The Mudcat Café TM
Thread #69631   Message #1223476
Posted By: Bob Bolton
11-Jul-04 - 07:30 PM
Thread Name: Concertina
Subject: RE: Concertina
G'day Doug,

Errrr ... yes - I meant so say: "... an octave lower than the G row of a G/C Anglo ... "! (That's the problem of responding on my very dodgy home dial-up ... it falls over so often that I don't spend enough time reading my own messages - and that sort of thing slips through!)

It is one of the oddities that a player of both button accordion and (Anglo-)German concertina has to absorb: a 2-row button accordion (other than semitone-spaced chromatic types) has the inside row a fourth higher than the outside row: say, c above G. A 2-row (Anglo-)German concertina has the inside row a fifth below the outside one: say, C below g!

I suppose the original reason may have had something to do with the size of reeds that could be crammed into a little concertina body (or maybe not ... perhaps German concertina makers were at a different end of the Klingenthal to the accordion makers ... ?). When the English picked up the instrument, they kept the German tuning scheme ... and players of both instruments had to learn to mentally change gears when they changed instruments. As long as you just played within single rows, there was no problem, but any 'cross-row' techniques you picked up on one type of box ... didn't work on the other kind!

BTW: One of the nice things about a D/G (at least, to my taste) is that it is a fourth lower in pitch than the more usual G/C. I built my own (with concertina maker Richard Evans looking over my shoulder) from a surplus G/C ... switching reeds were possible ... drawing on Richard's stock of lower reeds where necessary ... opening out reed slots where the reed shoes were now too big for that position. The result is very nice - if not as sonorous as my previous D/G, for which Richard made up new steel reeds, utilising the reed shoes of an old set of brass reeds. Unfortunately that one was stolen from my car when I foolishly left gear in the back during a music workshop ... so I had to build another!

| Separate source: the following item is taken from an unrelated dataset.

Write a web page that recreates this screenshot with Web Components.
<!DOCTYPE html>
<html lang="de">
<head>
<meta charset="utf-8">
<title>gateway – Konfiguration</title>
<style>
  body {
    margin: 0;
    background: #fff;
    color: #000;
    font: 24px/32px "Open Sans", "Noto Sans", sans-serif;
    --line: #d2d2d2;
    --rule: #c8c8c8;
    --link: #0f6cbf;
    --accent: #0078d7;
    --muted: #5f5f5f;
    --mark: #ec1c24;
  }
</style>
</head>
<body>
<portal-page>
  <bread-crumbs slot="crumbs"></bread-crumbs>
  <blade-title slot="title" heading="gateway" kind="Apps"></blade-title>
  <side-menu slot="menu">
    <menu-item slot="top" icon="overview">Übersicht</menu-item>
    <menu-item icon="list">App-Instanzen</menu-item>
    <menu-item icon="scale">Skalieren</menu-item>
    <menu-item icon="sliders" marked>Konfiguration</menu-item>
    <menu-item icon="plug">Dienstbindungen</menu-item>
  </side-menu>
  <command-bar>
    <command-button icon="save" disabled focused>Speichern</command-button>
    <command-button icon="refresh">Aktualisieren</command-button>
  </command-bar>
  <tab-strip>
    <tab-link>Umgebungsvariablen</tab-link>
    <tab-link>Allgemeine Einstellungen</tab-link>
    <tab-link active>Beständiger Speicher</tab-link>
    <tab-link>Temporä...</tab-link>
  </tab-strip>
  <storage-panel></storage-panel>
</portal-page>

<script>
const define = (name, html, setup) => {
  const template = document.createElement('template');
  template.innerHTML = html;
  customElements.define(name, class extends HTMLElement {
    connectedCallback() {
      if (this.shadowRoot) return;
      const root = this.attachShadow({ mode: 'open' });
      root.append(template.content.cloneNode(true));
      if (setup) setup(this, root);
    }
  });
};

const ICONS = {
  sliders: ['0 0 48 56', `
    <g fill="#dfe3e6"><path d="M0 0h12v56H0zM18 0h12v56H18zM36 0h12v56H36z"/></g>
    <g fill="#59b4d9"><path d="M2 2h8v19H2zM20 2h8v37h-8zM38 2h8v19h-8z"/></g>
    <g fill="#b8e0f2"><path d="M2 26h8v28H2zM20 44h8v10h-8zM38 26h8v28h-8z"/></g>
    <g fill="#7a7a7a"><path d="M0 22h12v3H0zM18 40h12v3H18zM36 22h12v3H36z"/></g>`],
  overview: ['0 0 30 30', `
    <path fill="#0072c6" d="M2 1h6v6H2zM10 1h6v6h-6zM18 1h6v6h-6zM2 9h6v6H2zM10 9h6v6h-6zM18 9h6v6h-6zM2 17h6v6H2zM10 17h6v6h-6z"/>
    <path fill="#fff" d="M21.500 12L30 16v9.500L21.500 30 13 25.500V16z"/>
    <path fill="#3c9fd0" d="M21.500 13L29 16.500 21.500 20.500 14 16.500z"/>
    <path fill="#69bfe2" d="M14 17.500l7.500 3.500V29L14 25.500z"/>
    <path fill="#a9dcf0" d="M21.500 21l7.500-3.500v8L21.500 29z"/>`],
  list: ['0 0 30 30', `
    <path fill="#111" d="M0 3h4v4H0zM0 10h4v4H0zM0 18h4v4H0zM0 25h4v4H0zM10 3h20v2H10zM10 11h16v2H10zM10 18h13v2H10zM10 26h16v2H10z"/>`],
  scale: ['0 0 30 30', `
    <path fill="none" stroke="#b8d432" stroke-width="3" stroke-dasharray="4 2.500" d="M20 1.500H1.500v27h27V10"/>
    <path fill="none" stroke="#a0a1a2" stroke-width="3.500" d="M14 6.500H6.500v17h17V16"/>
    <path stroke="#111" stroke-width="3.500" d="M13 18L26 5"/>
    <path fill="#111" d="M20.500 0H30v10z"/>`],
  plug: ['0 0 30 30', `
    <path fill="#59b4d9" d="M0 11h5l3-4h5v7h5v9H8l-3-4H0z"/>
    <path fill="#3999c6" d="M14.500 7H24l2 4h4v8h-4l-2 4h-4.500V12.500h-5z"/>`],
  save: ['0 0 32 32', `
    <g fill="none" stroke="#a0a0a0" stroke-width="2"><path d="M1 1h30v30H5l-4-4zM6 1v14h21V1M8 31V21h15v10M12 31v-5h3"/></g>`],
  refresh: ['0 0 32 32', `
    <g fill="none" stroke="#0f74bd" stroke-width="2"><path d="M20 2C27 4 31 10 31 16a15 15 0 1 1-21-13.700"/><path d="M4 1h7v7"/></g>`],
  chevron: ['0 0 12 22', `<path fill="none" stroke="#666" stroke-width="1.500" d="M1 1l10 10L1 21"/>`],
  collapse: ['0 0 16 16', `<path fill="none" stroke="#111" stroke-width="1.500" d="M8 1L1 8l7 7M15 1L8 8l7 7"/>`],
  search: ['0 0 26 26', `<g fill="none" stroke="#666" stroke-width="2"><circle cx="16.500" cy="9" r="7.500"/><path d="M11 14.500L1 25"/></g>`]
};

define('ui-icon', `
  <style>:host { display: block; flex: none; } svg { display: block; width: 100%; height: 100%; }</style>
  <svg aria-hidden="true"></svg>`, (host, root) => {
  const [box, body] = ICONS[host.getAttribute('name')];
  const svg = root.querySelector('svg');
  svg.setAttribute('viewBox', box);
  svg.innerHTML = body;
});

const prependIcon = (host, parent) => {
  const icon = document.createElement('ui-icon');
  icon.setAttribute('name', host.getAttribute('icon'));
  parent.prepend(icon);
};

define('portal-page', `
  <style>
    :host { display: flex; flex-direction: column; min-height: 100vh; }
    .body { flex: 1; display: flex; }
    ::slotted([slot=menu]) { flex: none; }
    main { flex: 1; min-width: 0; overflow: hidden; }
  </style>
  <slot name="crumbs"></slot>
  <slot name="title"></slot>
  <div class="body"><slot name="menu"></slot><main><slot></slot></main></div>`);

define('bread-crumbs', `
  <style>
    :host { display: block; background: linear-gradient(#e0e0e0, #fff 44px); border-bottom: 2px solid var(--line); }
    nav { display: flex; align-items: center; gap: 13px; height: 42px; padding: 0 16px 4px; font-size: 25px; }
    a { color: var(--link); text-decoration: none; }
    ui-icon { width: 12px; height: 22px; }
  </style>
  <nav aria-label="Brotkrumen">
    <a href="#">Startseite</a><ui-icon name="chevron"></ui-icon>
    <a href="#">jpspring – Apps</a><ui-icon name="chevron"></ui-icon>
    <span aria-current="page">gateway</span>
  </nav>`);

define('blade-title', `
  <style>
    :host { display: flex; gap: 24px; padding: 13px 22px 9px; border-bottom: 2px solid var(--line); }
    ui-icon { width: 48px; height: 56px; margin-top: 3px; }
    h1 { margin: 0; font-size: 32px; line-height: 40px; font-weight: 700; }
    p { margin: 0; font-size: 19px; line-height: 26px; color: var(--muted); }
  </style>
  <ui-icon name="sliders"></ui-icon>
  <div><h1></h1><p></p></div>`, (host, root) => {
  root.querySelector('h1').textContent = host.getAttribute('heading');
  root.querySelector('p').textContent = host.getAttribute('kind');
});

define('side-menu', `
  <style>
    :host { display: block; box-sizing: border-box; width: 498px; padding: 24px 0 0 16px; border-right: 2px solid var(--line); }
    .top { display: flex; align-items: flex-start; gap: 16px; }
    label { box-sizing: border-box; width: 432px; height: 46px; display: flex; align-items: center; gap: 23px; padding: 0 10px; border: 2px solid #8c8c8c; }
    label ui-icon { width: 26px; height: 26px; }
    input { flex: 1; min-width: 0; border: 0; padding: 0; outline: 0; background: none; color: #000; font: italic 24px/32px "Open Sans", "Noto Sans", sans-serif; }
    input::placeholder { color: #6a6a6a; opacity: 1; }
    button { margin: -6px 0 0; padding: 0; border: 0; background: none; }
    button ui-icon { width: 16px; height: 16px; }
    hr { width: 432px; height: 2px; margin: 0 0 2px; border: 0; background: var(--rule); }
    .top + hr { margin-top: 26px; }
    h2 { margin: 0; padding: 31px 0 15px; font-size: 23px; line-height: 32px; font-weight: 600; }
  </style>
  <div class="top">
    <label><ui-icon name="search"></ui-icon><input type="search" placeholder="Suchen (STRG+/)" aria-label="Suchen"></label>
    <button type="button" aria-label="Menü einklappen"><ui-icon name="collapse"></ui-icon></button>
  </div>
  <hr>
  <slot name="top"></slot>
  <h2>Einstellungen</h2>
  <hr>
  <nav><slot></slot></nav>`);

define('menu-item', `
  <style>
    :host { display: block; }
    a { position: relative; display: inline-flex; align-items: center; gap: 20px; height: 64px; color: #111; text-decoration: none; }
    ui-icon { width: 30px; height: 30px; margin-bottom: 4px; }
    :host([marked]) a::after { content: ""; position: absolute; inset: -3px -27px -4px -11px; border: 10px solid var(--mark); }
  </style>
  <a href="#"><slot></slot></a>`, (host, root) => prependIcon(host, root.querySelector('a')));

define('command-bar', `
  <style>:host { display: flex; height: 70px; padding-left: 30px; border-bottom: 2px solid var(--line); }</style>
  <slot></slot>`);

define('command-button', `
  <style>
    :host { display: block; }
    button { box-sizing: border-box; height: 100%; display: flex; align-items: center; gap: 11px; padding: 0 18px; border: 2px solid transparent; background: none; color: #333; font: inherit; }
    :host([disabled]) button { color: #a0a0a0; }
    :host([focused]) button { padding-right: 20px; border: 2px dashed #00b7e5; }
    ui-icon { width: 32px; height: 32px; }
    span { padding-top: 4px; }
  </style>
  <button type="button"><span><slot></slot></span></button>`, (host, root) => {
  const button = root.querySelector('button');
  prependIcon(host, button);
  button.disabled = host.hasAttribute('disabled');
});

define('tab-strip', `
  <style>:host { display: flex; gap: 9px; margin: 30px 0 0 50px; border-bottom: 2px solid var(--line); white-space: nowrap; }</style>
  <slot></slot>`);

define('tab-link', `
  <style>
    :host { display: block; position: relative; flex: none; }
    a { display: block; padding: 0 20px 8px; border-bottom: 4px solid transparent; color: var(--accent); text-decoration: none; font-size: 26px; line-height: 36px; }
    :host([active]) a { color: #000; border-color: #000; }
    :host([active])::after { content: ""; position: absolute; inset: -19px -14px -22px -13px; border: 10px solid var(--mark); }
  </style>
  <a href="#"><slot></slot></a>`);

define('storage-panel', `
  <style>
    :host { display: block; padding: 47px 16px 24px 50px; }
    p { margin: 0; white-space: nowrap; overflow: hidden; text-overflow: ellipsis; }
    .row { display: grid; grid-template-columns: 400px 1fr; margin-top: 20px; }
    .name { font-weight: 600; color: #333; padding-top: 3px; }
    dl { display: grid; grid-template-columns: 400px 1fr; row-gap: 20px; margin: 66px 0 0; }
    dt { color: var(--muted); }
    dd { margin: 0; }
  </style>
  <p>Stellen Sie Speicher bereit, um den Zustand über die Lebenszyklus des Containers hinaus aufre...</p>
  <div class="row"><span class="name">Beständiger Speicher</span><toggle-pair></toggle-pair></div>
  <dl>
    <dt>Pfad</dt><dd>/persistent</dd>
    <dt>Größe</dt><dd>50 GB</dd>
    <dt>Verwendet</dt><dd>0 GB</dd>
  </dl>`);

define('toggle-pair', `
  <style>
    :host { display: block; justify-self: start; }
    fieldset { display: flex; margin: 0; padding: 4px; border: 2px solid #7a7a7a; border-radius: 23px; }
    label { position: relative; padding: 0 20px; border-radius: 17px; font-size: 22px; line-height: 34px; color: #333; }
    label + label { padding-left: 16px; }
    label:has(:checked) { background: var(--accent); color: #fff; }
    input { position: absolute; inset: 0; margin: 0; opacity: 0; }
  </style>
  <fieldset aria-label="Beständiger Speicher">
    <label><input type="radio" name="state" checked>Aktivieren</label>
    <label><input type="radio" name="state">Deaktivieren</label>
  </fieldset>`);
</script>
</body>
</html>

I like lower instruments, especially when accompanying others - on stage or at my workshops. I have an older Italian Bastari G/C (now called Stagi) in "Organ Tuning" - two reeds per note: standard pitch plus one octave lower. This doesn't have the "sweetness" of the best English solo instruments ... but it adds a lovely low-end 'grunt' to ensemble playing - and rattles out some lovely European polkas and mazurkas!